Hipgnosis Songs Fund, Primary Wave, and other firms are on a shopping spree for high-profile music catalogs, snapping up publishing rights from songwriters ranging from Bob Dylan to Stevie Nicks to Neil Young. But Diane Warren, who’s been writing hits for 37 years, from DeBarge’s “Rhythm of the Night” to Aerosmith’s “I Don’t Want to Miss a Thing” to Toni Braxton’s “Un-Break My Heart,” says she has no intention of selling her songs to anyone.
Merck Mercuriadis, founder/CEO of Hipgnosis and a music-biz lifer, is well aware that Warren isn’t interested, she says in a career-spanning interview on our Rolling Stone Music Now podcast. “I’m friends with Merck,” says Warren, who will release a guest-singer-laden debut album, Diane Warren: The Cave Sessions Vol. 1, later this year. “He knows that’s a non-starter. It would be like selling my soul, and that’s not for sale.”

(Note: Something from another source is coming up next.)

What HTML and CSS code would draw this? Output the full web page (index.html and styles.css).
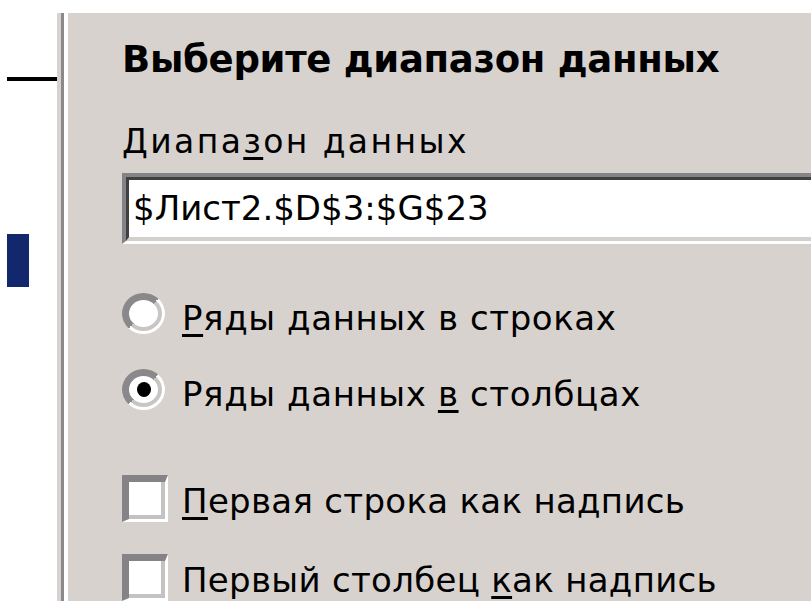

Warren has her own publishing company, Realsongs, which handles all of her material. “The way I started my company wasn’t because I was a savvy business person,” she says. “It was basically because I was in a lawsuit with a publisher. It was right after ‘Rhythm of the Night,’ so everybody kind of wanted to sign me and I couldn’t sign anywhere. My lawyer was like, ‘You need to start your own publishing company.’… And then all of a sudden, all these hits started happening. And these were songs I owned, and I never looked back. So it wasn’t because I was super-savvy or anything. It just happened. It’s my company, with one writer, and it’s a pretty successful company.”
Warren does understand why other writers are selling. “I get it,” she says. “I mean, times are hard. And if you need the money, publishing is so valuable. Truly one of the most valuable assets, I guess, in the world is a great song. But yeah, I’m not interested in selling.”